Once the pictures are set aside, transcribe the remaining data exactly.

-- Start Data shown --

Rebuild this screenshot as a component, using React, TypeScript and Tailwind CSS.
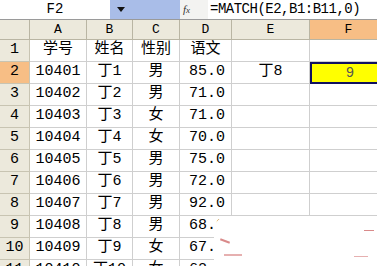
import React from "react";

const cols = [30, 57, 46, 47, 52, 78, 78];
const letters = ["A", "B", "C", "D", "E", "F"];

const data: string[][] = [
  ["学号", "姓名", "性别", "语文", "", ""],
  ["10401", "丁1", "男", "85.0", "丁8", "9"],
  ["10402", "丁2", "男", "71.0", "", ""],
  ["10403", "丁3", "女", "71.0", "", ""],
  ["10404", "丁4", "女", "70.0", "", ""],
  ["10405", "丁5", "男", "75.0", "", ""],
  ["10406", "丁6", "男", "72.0", "", ""],
  ["10407", "丁7", "男", "92.0", "", ""],
  ["10408", "丁8", "男", "68.0", "", ""],
  ["10409", "丁9", "女", "67.0", "", ""],
  ["10410", "丁10", "女", "62.0", "", ""],
];

const font = { fontFamily: '"Liberation Mono", "Noto Sans CJK SC", monospace' };

export default function App() {
  return (
    <div className="relative w-[377px] h-[266px] overflow-hidden bg-white text-black" style={font}>
      {/* formula bar */}
      <div className="flex h-[20px] border-b border-[#9a9a9a]">
        <div className="w-[110px] flex items-center justify-center text-[14px] bg-white">F2</div>
        <div className="w-[70px] bg-[#a9bde8] flex items-center pl-[7px]">
          <svg width="8" height="5" viewBox="0 0 8 5"><path d="M0 0h8L4 5z" fill="#111" /></svg>
        </div>
        <div className="w-[28px] flex items-center pl-[3px] bg-[#f3f3f1]">
          <span className="italic text-[11px] text-[#333]" style={{ fontFamily: '"Liberation Serif", serif' }}>
            f<span className="text-[9px]">x</span>
          </span>
        </div>
        <div className="flex-1 flex items-center pl-[2px] text-[14px] whitespace-nowrap tracking-[-0.5px]">
          =MATCH(E2,B1:B11,0)
        </div>
      </div>
      {/* header row */}
      <div className="flex h-[20px]">
        {cols.map((w, i) => (
          <div
            key={i}
            style={{ width: w, minWidth: w }}
            className={`flex items-center justify-center text-[13px] border-r border-b border-[#b9b5a3] ${
              i === 6 ? "bg-[#f7be85]" : "bg-[#ece9dc]"
            }`}
          >
            {i === 0 ? "" : letters[i - 1]}
          </div>
        ))}
      </div>
      {data.map((row, r) => (
        <div key={r} className="flex h-[22px]">
          <div
            style={{ width: cols[0], minWidth: cols[0] }}
            className={`flex items-center justify-center text-[15px] border-r border-b border-[#c8c4b2] ${
              r === 1 ? "bg-[#f7be85]" : "bg-[#ece9dc]"
            }`}
          >
            {r + 1}
          </div>
          {row.map((v, c) => {
            const w = cols[c + 1];
            const isSel = r === 1 && c === 5;
            if (isSel) {
              return (
                <div
                  key={c}
                  style={{ width: w, minWidth: w }}
                  className="flex items-center justify-center text-[14px] text-[#555] bg-[#ffff00] border-2 border-[#101060] border-r-0"
                >
                  {v}
                </div>
              );
            }
            return (
              <div
                key={c}
                style={{ width: w, minWidth: w }}
                className={`flex items-center text-[15px] border-r border-b border-[#cfcfcf] whitespace-nowrap ${
                  c === 3 && r > 0 ? "justify-end pr-[6px]" : "justify-center"
                }`}
              >
                {v}
              </div>
            );
          })}
        </div>
      ))}
      {/* erased overlay */}
      <div className="absolute left-[214px] top-[216px] w-[170px] h-[60px] bg-white rounded-l-[14px]">
        <div className="absolute left-[6px] top-[24px] w-[10px] h-[2px] bg-[#d98a8a] rotate-[20deg]" />
        <div className="absolute left-[10px] top-[38px] w-[18px] h-[2px] bg-[#e6b0b0]" />
        <div className="absolute left-[150px] top-[14px] w-[10px] h-[1px] bg-[#d98a8a]" />
        <div className="absolute left-[140px] top-[40px] w-[14px] h-[1px] bg-[#e6b0b0]" />
      </div>
    </div>
  );
}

-- End Data shown --

*Answer below:*
Rebuild this screenshot as a component, using React, TypeScript and Tailwind CSS.
import React from "react";

const cols = [30, 57, 46, 47, 52, 78, 78];
const letters = ["A", "B", "C", "D", "E", "F"];

const data: string[][] = [
  ["学号", "姓名", "性别", "语文", "", ""],
  ["10401", "丁1", "男", "85.0", "丁8", "9"],
  ["10402", "丁2", "男", "71.0", "", ""],
  ["10403", "丁3", "女", "71.0", "", ""],
  ["10404", "丁4", "女", "70.0", "", ""],
  ["10405", "丁5", "男", "75.0", "", ""],
  ["10406", "丁6", "男", "72.0", "", ""],
  ["10407", "丁7", "男", "92.0", "", ""],
  ["10408", "丁8", "男", "68.0", "", ""],
  ["10409", "丁9", "女", "67.0", "", ""],
  ["10410", "丁10", "女", "62.0", "", ""],
];

const font = { fontFamily: '"Liberation Mono", "Noto Sans CJK SC", monospace' };

export default function App() {
  return (
    <div className="relative w-[377px] h-[266px] overflow-hidden bg-white text-black" style={font}>
      {/* formula bar */}
      <div className="flex h-[20px] border-b border-[#9a9a9a]">
        <div className="w-[110px] flex items-center justify-center text-[14px] bg-white">F2</div>
        <div className="w-[70px] bg-[#a9bde8] flex items-center pl-[7px]">
          <svg width="8" height="5" viewBox="0 0 8 5"><path d="M0 0h8L4 5z" fill="#111" /></svg>
        </div>
        <div className="w-[28px] flex items-center pl-[3px] bg-[#f3f3f1]">
          <span className="italic text-[11px] text-[#333]" style={{ fontFamily: '"Liberation Serif", serif' }}>
            f<span className="text-[9px]">x</span>
          </span>
        </div>
        <div className="flex-1 flex items-center pl-[2px] text-[14px] whitespace-nowrap tracking-[-0.5px]">
          =MATCH(E2,B1:B11,0)
        </div>
      </div>
      {/* header row */}
      <div className="flex h-[20px]">
        {cols.map((w, i) => (
          <div
            key={i}
            style={{ width: w, minWidth: w }}
            className={`flex items-center justify-center text-[13px] border-r border-b border-[#b9b5a3] ${
              i === 6 ? "bg-[#f7be85]" : "bg-[#ece9dc]"
            }`}
          >
            {i === 0 ? "" : letters[i - 1]}
          </div>
        ))}
      </div>
      {data.map((row, r) => (
        <div key={r} className="flex h-[22px]">
          <div
            style={{ width: cols[0], minWidth: cols[0] }}
            className={`flex items-center justify-center text-[15px] border-r border-b border-[#c8c4b2] ${
              r === 1 ? "bg-[#f7be85]" : "bg-[#ece9dc]"
            }`}
          >
            {r + 1}
          </div>
          {row.map((v, c) => {
            const w = cols[c + 1];
            const isSel = r === 1 && c === 5;
            if (isSel) {
              return (
                <div
                  key={c}
                  style={{ width: w, minWidth: w }}
                  className="flex items-center justify-center text-[14px] text-[#555] bg-[#ffff00] border-2 border-[#101060] border-r-0"
                >
                  {v}
                </div>
              );
            }
            return (
              <div
                key={c}
                style={{ width: w, minWidth: w }}
                className={`flex items-center text-[15px] border-r border-b border-[#cfcfcf] whitespace-nowrap ${
                  c === 3 && r > 0 ? "justify-end pr-[6px]" : "justify-center"
                }`}
              >
                {v}
              </div>
            );
          })}
        </div>
      ))}
      {/* erased overlay */}
      <div className="absolute left-[214px] top-[216px] w-[170px] h-[60px] bg-white rounded-l-[14px]">
        <div className="absolute left-[6px] top-[24px] w-[10px] h-[2px] bg-[#d98a8a] rotate-[20deg]" />
        <div className="absolute left-[10px] top-[38px] w-[18px] h-[2px] bg-[#e6b0b0]" />
        <div className="absolute left-[150px] top-[14px] w-[10px] h-[1px] bg-[#d98a8a]" />
        <div className="absolute left-[140px] top-[40px] w-[14px] h-[1px] bg-[#e6b0b0]" />
      </div>
    </div>
  );
}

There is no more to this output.